Energy Transfer (ET 0.12%) has delivered a strong performance over the past year. Units of the master limited partnership (MLP) are up over 19%. On top of that, the MLP has paid a high-yielding (and growing distribution). That has pushed its total return to more than 31% over the last 12 months. 

Despite that rally, Energy Transfer still trades at a fairly attractive valuation. Meanwhile, the MLP has lots of fuel to grow its distribution, which currently yields over 9% even after the nearly 20% surge in its unit price. These factors still make it look like an appealing investment.

Lots of upside potential

Units of Energy Transfer currently trade at less than $14 apiece. That's an attractive level compared to its peers and where analysts believe the MLP should trade:

A slide showing Energy Transfer's valuation upside.

Image source: Crestwood Equity Partners.

As that slide shows, the current median analyst price target for Energy Transfer is $17 per unit. That implies the MLP has more than 20% upside from its recent price. Meanwhile, if the MLP traded at the same valuation multiple as its peers, it would sell for around $24 per unit. That puts its upside potential above 75%.
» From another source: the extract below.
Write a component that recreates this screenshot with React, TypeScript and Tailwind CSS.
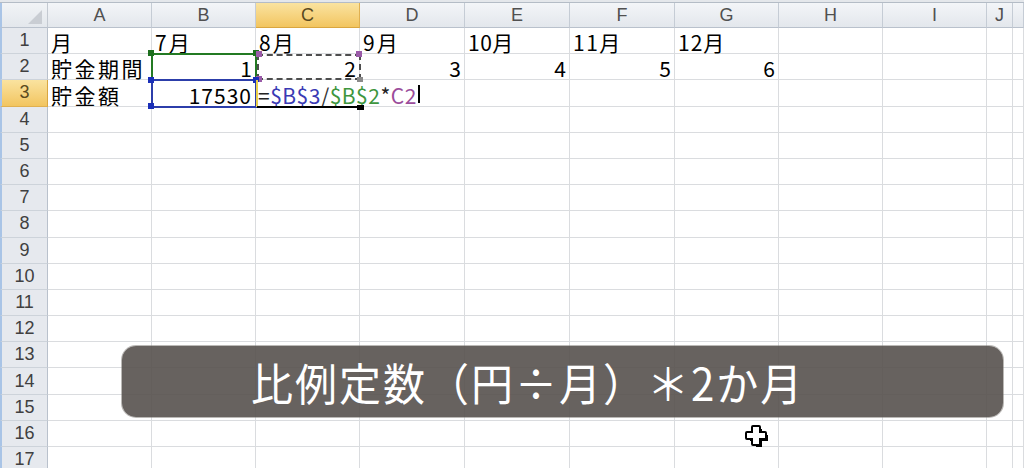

These values don't include the positive impact of the company's accretive acquisition of fellow MLP Crestwood Equity Partners (CEQP), which should close before the end of this year. The $7.1 billion deal will be immediately accretive to Energy Transfer's distributable cash flow per unit upon closing. Meanwhile, the company expects to capture at least $40 million of annual cost savings, half of which it should realize next year, with the balance in 2025. On top of that, Energy Transfer sees the potential of capturing additional cost savings by using its investment-grade credit rating to refinance Crestwood's higher-cost debt at lower rates. Higher earnings from this deal will make Energy Transfer more valuable in the future.

A strong payout

Energy Transfer's low valuation is a big driver of its high distribution yield. Its payout is higher than other large-scale midstream companies despite having a similar or lower payout ratio. For example, while it has the same payout ratio as Enterprise Products Partners (EPD 0.45%) at around 53%, its fellow MLP has a lower distribution yield of 7.3%. Meanwhile, it has a much lower payout ratio than Enbridge (ENB -1.21%), which targets 60% to 70%. Enbridge has a lower dividend yield (currently 8%) despite the higher payout ratio.

Energy Transfer's relatively low payout ratio enables it to retain significant excess free cash flow. That gives it money to fund expansion projects, strengthen its balance sheet, and return additional cash to investors through unit repurchases.

The company's capital allocation strategy helps drive its view that it can increase its distribution by 3% to 5% per year. Expansion projects will help grow its cash flow. Meanwhile, debt reduction will reduce interest expenses, freeing up additional cash flow. It will also give the company more financial flexibility to continue making accretive acquisitions as opportunities arise. Finally, unit repurchases will reduce outstanding units. That will help grow its distribution per unit since it will make distribution payments across fewer units in the future.

Energy Transfer's strategy is the same as that of Enterprise Products Partners and Enbridge. Those rivals also generate significant excess free cash after funding their high-yielding payouts. They use that cash to grow their payouts, fund expansion projects, make repurchases, and maintain strong balance sheets. Despite those similarities, Energy Transfer isn't getting the same credit since it has a lower valuation and higher yield.

Still an attractive investment

Energy Transfer still looks like a buy even after its rally over the past year. Its valuation remains relatively low. That's why it has a higher yield than its peers despite similar or better financial metrics and capital allocation strategies. Add that higher payout to its upside potential, and Energy Transfer could continue producing robust total returns.